● Stated goal
Every record should be copied exactly, except that pictures are to be omitted.

● Front-end source files
* Begin *

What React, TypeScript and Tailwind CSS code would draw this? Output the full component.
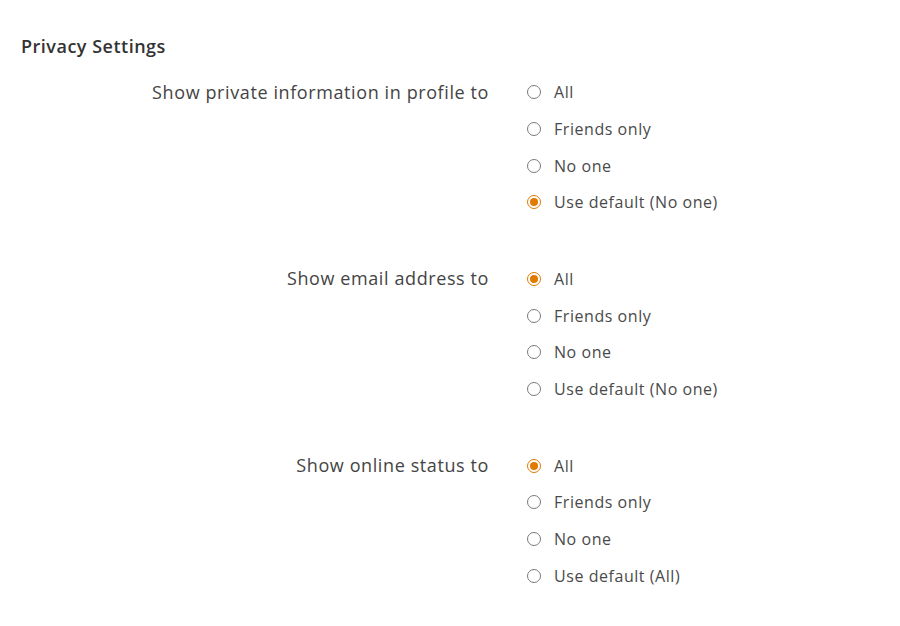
import React from "react";

type Group = { label: string; options: string[]; selected: number };

const groups: Group[] = [
  {
    label: "Show private information in profile to",
    options: ["All", "Friends only", "No one", "Use default (No one)"],
    selected: 3,
  },
  {
    label: "Show email address to",
    options: ["All", "Friends only", "No one", "Use default (No one)"],
    selected: 0,
  },
  {
    label: "Show online status to",
    options: ["All", "Friends only", "No one", "Use default (All)"],
    selected: 0,
  },
];

function Radio({ checked }: { checked: boolean }) {
  return checked ? (
    <span className="flex h-[14px] w-[14px] items-center justify-center rounded-full border-[1.5px] border-[#e07a00] bg-white">
      <span className="h-[8px] w-[8px] rounded-full bg-[#e07a00]" />
    </span>
  ) : (
    <span className="h-[14px] w-[14px] rounded-full border border-[#7a7a7a] bg-white" />
  );
}

export default function App() {
  return (
    <div
      className="min-h-[626px] w-[900px] bg-white pl-[21px] pt-[34px] text-[#4a4a4a]"
      style={{ fontFamily: "'Open Sans', sans-serif" }}
    >
      <h2 className="text-[18px] font-semibold leading-[24px] tracking-[0.5px] text-[#333]">Privacy Settings</h2>
      <div className="mt-[16px] flex flex-col gap-[40px]">
        {groups.map((g) => (
          <div key={g.label} className="flex">
            <div className="flex h-[36.67px] w-[468px] items-center justify-end text-[18px] tracking-[0.6px] text-[#444]">
              {g.label}
            </div>
            <div className="ml-[38px] flex flex-col">
              {g.options.map((o, i) => (
                <label key={o} className="flex h-[36.67px] items-center">
                  <Radio checked={i === g.selected} />
                  <span className="ml-[13px] text-[16px] tracking-[0.55px]">{o}</span>
                </label>
              ))}
            </div>
          </div>
        ))}
      </div>
    </div>
  );
}
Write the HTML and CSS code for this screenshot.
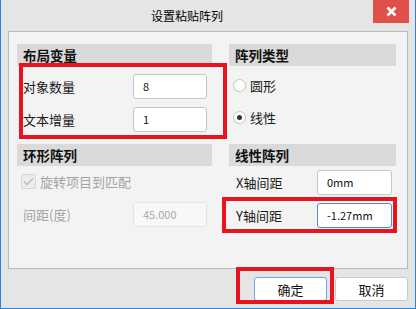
FILE: index.html
```html
<!DOCTYPE html>
<html lang="zh-CN">
<head>
    <meta charset="UTF-8">
    <title>设置粘贴阵列</title>
    <link rel="stylesheet" href="styles.css">
</head>
<body>
    <div class="window">
        <div class="titlebar">
            <div class="title">设置粘贴阵列</div>
            <div class="close">
                <svg width="11" height="11" viewBox="0 0 11 11"><path d="M1.5 1.5 L9.5 9.5 M9.5 1.5 L1.5 9.5" stroke="#fff" stroke-width="2.6"/></svg>
            </div>
        </div>

        <div class="panel">
            <div class="group">
                <div class="group-title">布局变量</div>
                <div class="row first-8">
                    <span class="label">对象数量</span>
                    <div class="input">8</div>
                </div>
                <div class="row gap-8">
                    <span class="label">文本增量</span>
                    <div class="input">1</div>
                </div>
            </div>

            <div class="group right">
                <div class="group-title">阵列类型</div>
                <div class="row first-7 opt">
                    <span class="radio"></span>
                    <span>圆形</span>
                </div>
                <div class="row first-7 opt">
                    <span class="radio checked"></span>
                    <span>线性</span>
                </div>
            </div>

            <div class="group">
                <div class="group-title">环形阵列</div>
                <div class="row first-3 opt disabled">
                    <span class="check">
                        <svg width="11" height="9" viewBox="0 0 11 9"><path d="M1 4.5 L4 7.5 L10 1.5" fill="none" stroke="#b9b9b9" stroke-width="1.3"/></svg>
                    </span>
                    <span>旋转项目到匹配</span>
                </div>
                <div class="row gap-8 disabled">
                    <span class="label">间距(度)</span>
                    <div class="input off">45.000</div>
                </div>
            </div>

            <div class="group right">
                <div class="group-title">线性阵列</div>
                <div class="row first-4">
                    <span class="label">X轴间距</span>
                    <div class="input">0mm</div>
                </div>
                <div class="row gap-8">
                    <span class="label">Y轴间距</span>
                    <div class="input focus">-1.27mm</div>
                </div>
            </div>
        </div>

        <div class="footer">
            <button class="btn default">确定</button>
            <button class="btn">取消</button>
        </div>

        <div class="mark mark-vars"></div>
        <div class="mark mark-y"></div>
        <div class="mark mark-ok"></div>
    </div>
</body>
</html>
```

FILE: styles.css
```css
body { margin: 0; background: #fff; }
.window {
    position: relative;
    width: 416px;
    height: 309px;
    box-sizing: border-box;
    border: 1px solid #2b84dc;
    border-top: 0;
    background: #e5e5e5;
    font-family: "Noto Sans CJK SC", "Microsoft YaHei", sans-serif;
    font-size: 13px;
    color: #1a1a1a;
    display: flex;
    flex-direction: column;
}
.titlebar { display: flex; height: 31px; }
.title { flex: 1; text-align: center; font-size: 12px; line-height: 31px; color: #000; }
.close {
    width: 36px;
    height: 23px;
    margin-right: 6px;
    background: #e0504a;
    display: flex;
    align-items: center;
    justify-content: center;
}

.panel {
    height: 238px;
    margin: 0 7px;
    box-sizing: border-box;
    border: 1px solid #b9b9b9;
    background: #f3f3f3;
    padding: 12px 11px 0 8px;
    display: grid;
    grid-template-columns: 195px 167px;
    grid-template-rows: 100px 100px;
    column-gap: 17px;
}
.group-title {
    height: 22px;
    line-height: 22px;
    padding-left: 6px;
    background: #dadada;
    font-weight: bold;
    font-size: 13.5px;
    color: #111;
}
.row { display: flex; align-items: center; height: 25px; padding-left: 6px; }
.right .row { padding-left: 7px; }
.row.opt { padding-left: 4px; }
.first-3 { margin-top: 3px; }
.first-4 { margin-top: 4px; }
.first-7 { margin-top: 7px; }
.first-8 { margin-top: 8px; }
.gap-8 { margin-top: 8px; }

.label { width: 110px; flex-shrink: 0; }
.right .label { width: 81px; }

.input {
    width: 74px;
    height: 25px;
    box-sizing: border-box;
    border: 1px solid #c6c6c6;
    border-radius: 3px;
    background: #fff;
    padding-left: 9px;
    font-size: 11px;
    line-height: 23px;
    color: #111;
}
.right .input { width: 75px; }
.input.focus { border-color: #4a8fd6; }
.input.off { border-color: #e4e4e4; background: #f8f8f8; color: #a8a8a8; }

.radio {
    width: 13px;
    height: 13px;
    box-sizing: border-box;
    border: 1px solid #c4c4c4;
    border-radius: 50%;
    background: #fff;
    margin-right: 4px;
    display: flex;
    align-items: center;
    justify-content: center;
}
.radio.checked::after {
    content: '';
    width: 5px;
    height: 5px;
    border-radius: 50%;
    background: #333;
}
.check {
    width: 15px;
    height: 15px;
    box-sizing: border-box;
    border: 1px solid #d6d6d6;
    border-radius: 2px;
    background: #ececec;
    margin-right: 4px;
    display: flex;
    align-items: center;
    justify-content: center;
}
.disabled { color: #a3a3a3; }

.footer { display: flex; justify-content: flex-end; gap: 8px; padding: 8px 7px 0 0; }
.btn {
    width: 73px;
    height: 24px;
    border: 1px solid #cacaca;
    border-radius: 3px;
    background: #fff;
    font-family: inherit;
    font-size: 13px;
    color: #111;
    padding: 0;
}
.btn.default { border-color: #6aa6e3; }

.mark {
    position: absolute;
    box-sizing: border-box;
    border: 4px solid #e8131e;
    pointer-events: none;
}
.mark-vars { left: 18px; top: 63px; width: 208px; height: 76px; }
.mark-y { left: 221px; top: 197px; width: 175px; height: 36px; }
.mark-ok { left: 235px; top: 267px; width: 98px; height: 37px; }
```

* End *

● Exercise answer
What React, TypeScript and Tailwind CSS code would draw this? Output the full component.
import React from "react";

type Group = { label: string; options: string[]; selected: number };

const groups: Group[] = [
  {
    label: "Show private information in profile to",
    options: ["All", "Friends only", "No one", "Use default (No one)"],
    selected: 3,
  },
  {
    label: "Show email address to",
    options: ["All", "Friends only", "No one", "Use default (No one)"],
    selected: 0,
  },
  {
    label: "Show online status to",
    options: ["All", "Friends only", "No one", "Use default (All)"],
    selected: 0,
  },
];

function Radio({ checked }: { checked: boolean }) {
  return checked ? (
    <span className="flex h-[14px] w-[14px] items-center justify-center rounded-full border-[1.5px] border-[#e07a00] bg-white">
      <span className="h-[8px] w-[8px] rounded-full bg-[#e07a00]" />
    </span>
  ) : (
    <span className="h-[14px] w-[14px] rounded-full border border-[#7a7a7a] bg-white" />
  );
}

export default function App() {
  return (
    <div
      className="min-h-[626px] w-[900px] bg-white pl-[21px] pt-[34px] text-[#4a4a4a]"
      style={{ fontFamily: "'Open Sans', sans-serif" }}
    >
      <h2 className="text-[18px] font-semibold leading-[24px] tracking-[0.5px] text-[#333]">Privacy Settings</h2>
      <div className="mt-[16px] flex flex-col gap-[40px]">
        {groups.map((g) => (
          <div key={g.label} className="flex">
            <div className="flex h-[36.67px] w-[468px] items-center justify-end text-[18px] tracking-[0.6px] text-[#444]">
              {g.label}
            </div>
            <div className="ml-[38px] flex flex-col">
              {g.options.map((o, i) => (
                <label key={o} className="flex h-[36.67px] items-center">
                  <Radio checked={i === g.selected} />
                  <span className="ml-[13px] text-[16px] tracking-[0.55px]">{o}</span>
                </label>
              ))}
            </div>
          </div>
        ))}
      </div>
    </div>
  );
}
Write the HTML and CSS code for this screenshot.
FILE: index.html
```html
<!DOCTYPE html>
<html lang="zh-CN">
<head>
    <meta charset="UTF-8">
    <title>设置粘贴阵列</title>
    <link rel="stylesheet" href="styles.css">
</head>
<body>
    <div class="window">
        <div class="titlebar">
            <div class="title">设置粘贴阵列</div>
            <div class="close">
                <svg width="11" height="11" viewBox="0 0 11 11"><path d="M1.5 1.5 L9.5 9.5 M9.5 1.5 L1.5 9.5" stroke="#fff" stroke-width="2.6"/></svg>
            </div>
        </div>

        <div class="panel">
            <div class="group">
                <div class="group-title">布局变量</div>
                <div class="row first-8">
                    <span class="label">对象数量</span>
                    <div class="input">8</div>
                </div>
                <div class="row gap-8">
                    <span class="label">文本增量</span>
                    <div class="input">1</div>
                </div>
            </div>

            <div class="group right">
                <div class="group-title">阵列类型</div>
                <div class="row first-7 opt">
                    <span class="radio"></span>
                    <span>圆形</span>
                </div>
                <div class="row first-7 opt">
                    <span class="radio checked"></span>
                    <span>线性</span>
                </div>
            </div>

            <div class="group">
                <div class="group-title">环形阵列</div>
                <div class="row first-3 opt disabled">
                    <span class="check">
                        <svg width="11" height="9" viewBox="0 0 11 9"><path d="M1 4.5 L4 7.5 L10 1.5" fill="none" stroke="#b9b9b9" stroke-width="1.3"/></svg>
                    </span>
                    <span>旋转项目到匹配</span>
                </div>
                <div class="row gap-8 disabled">
                    <span class="label">间距(度)</span>
                    <div class="input off">45.000</div>
                </div>
            </div>

            <div class="group right">
                <div class="group-title">线性阵列</div>
                <div class="row first-4">
                    <span class="label">X轴间距</span>
                    <div class="input">0mm</div>
                </div>
                <div class="row gap-8">
                    <span class="label">Y轴间距</span>
                    <div class="input focus">-1.27mm</div>
                </div>
            </div>
        </div>

        <div class="footer">
            <button class="btn default">确定</button>
            <button class="btn">取消</button>
        </div>

        <div class="mark mark-vars"></div>
        <div class="mark mark-y"></div>
        <div class="mark mark-ok"></div>
    </div>
</body>
</html>
```

FILE: styles.css
```css
body { margin: 0; background: #fff; }
.window {
    position: relative;
    width: 416px;
    height: 309px;
    box-sizing: border-box;
    border: 1px solid #2b84dc;
    border-top: 0;
    background: #e5e5e5;
    font-family: "Noto Sans CJK SC", "Microsoft YaHei", sans-serif;
    font-size: 13px;
    color: #1a1a1a;
    display: flex;
    flex-direction: column;
}
.titlebar { display: flex; height: 31px; }
.title { flex: 1; text-align: center; font-size: 12px; line-height: 31px; color: #000; }
.close {
    width: 36px;
    height: 23px;
    margin-right: 6px;
    background: #e0504a;
    display: flex;
    align-items: center;
    justify-content: center;
}

.panel {
    height: 238px;
    margin: 0 7px;
    box-sizing: border-box;
    border: 1px solid #b9b9b9;
    background: #f3f3f3;
    padding: 12px 11px 0 8px;
    display: grid;
    grid-template-columns: 195px 167px;
    grid-template-rows: 100px 100px;
    column-gap: 17px;
}
.group-title {
    height: 22px;
    line-height: 22px;
    padding-left: 6px;
    background: #dadada;
    font-weight: bold;
    font-size: 13.5px;
    color: #111;
}
.row { display: flex; align-items: center; height: 25px; padding-left: 6px; }
.right .row { padding-left: 7px; }
.row.opt { padding-left: 4px; }
.first-3 { margin-top: 3px; }
.first-4 { margin-top: 4px; }
.first-7 { margin-top: 7px; }
.first-8 { margin-top: 8px; }
.gap-8 { margin-top: 8px; }

.label { width: 110px; flex-shrink: 0; }
.right .label { width: 81px; }

.input {
    width: 74px;
    height: 25px;
    box-sizing: border-box;
    border: 1px solid #c6c6c6;
    border-radius: 3px;
    background: #fff;
    padding-left: 9px;
    font-size: 11px;
    line-height: 23px;
    color: #111;
}
.right .input { width: 75px; }
.input.focus { border-color: #4a8fd6; }
.input.off { border-color: #e4e4e4; background: #f8f8f8; color: #a8a8a8; }

.radio {
    width: 13px;
    height: 13px;
    box-sizing: border-box;
    border: 1px solid #c4c4c4;
    border-radius: 50%;
    background: #fff;
    margin-right: 4px;
    display: flex;
    align-items: center;
    justify-content: center;
}
.radio.checked::after {
    content: '';
    width: 5px;
    height: 5px;
    border-radius: 50%;
    background: #333;
}
.check {
    width: 15px;
    height: 15px;
    box-sizing: border-box;
    border: 1px solid #d6d6d6;
    border-radius: 2px;
    background: #ececec;
    margin-right: 4px;
    display: flex;
    align-items: center;
    justify-content: center;
}
.disabled { color: #a3a3a3; }

.footer { display: flex; justify-content: flex-end; gap: 8px; padding: 8px 7px 0 0; }
.btn {
    width: 73px;
    height: 24px;
    border: 1px solid #cacaca;
    border-radius: 3px;
    background: #fff;
    font-family: inherit;
    font-size: 13px;
    color: #111;
    padding: 0;
}
.btn.default { border-color: #6aa6e3; }

.mark {
    position: absolute;
    box-sizing: border-box;
    border: 4px solid #e8131e;
    pointer-events: none;
}
.mark-vars { left: 18px; top: 63px; width: 208px; height: 76px; }
.mark-y { left: 221px; top: 197px; width: 175px; height: 36px; }
.mark-ok { left: 235px; top: 267px; width: 98px; height: 37px; }
```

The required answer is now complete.